The University of Virginia neuroscience lab that discovered that the brain connects directly to the immune system now has found evidence that doctors could load up the brain with custom blends of immune cells to battle genetic disorders and neurodegenerative diseases such as Alzheimer’s.

The UVA researchers were able to “engraft,” or establish, immune cells known as macrophages inside the brains of lab mice without the need for radiation. Until now, many scientists had believed this impossible – the damaging radiation, they thought, would be vital to allow the immune cells to travel past the brain’s natural defenses.

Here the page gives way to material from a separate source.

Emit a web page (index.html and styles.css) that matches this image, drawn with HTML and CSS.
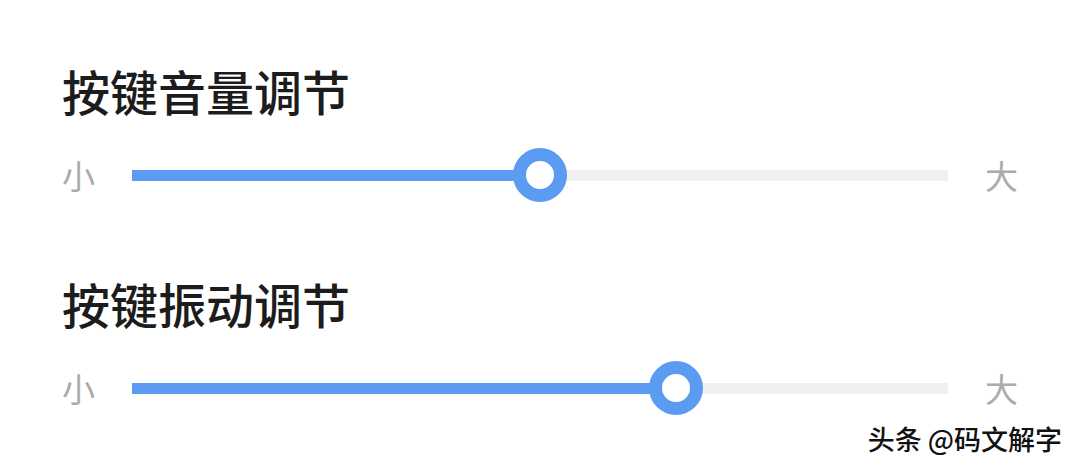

“There are certain diseases where we already know that [the presence of macrophages] is clearly beneficial, but irradiation is a massive barrier clinically,” said researcher James C. Cronk of the UVA School of Medicine’s Medical Scientist Training Program. “This supports the idea that you could do this and get these cells in the brain without having to irradiate, which is a huge step forward in terms of making it feasible.”

Immune Cells and Neurological Diseases

The new research not only definitively establishes that macrophages can engraft into the brain without irradiation, but reveals what becomes of them once there. Previously, scientists had been uncertain if they would simply turn into another type of immune cell, known as microglia, that are abundant in the brain. The discovery that they remain a unique cell type suggests that doctors might be able to manipulate the mix to create custom immune responses to battle different diseases and disorders – and maybe even brain trauma.

“There are groups [of scientists] that have gone back and forth publishing papers on Alzheimer’s or ALS debating whether during the normal disease process these cells are coming in and replacing not all, but some of the microglia,” Cronk said. “If you find out that engraftment is detrimental and we figure out what’s bringing them in, you might block it. Or you might want to increase engraftment, depending on the condition.”

Recognizing Immune Cells in the Brain

As part of their work, the researchers identified a “gene signature” to recognize and distinguish the enigmatic macrophages from other cell types, said researcher Christopher C. Overall, a computational biologist in UVA’s Department of Neuroscience and its Center for Brain Immunology and Glia. “We identified a core set of genes for both the engrafting macrophages and microglia,” he said. “Now, importantly, we can recognize engrafting macrophages as compared to microglia, and microglia really compared to anything.”

Lead researcher Jonathan Kipnis, chair of the Department of Neuroscience and director of the Center for Brain Immunology and Glia, noted that the ability to detect macrophages may eventually allow doctors to predict patients’ risk of neurological disease.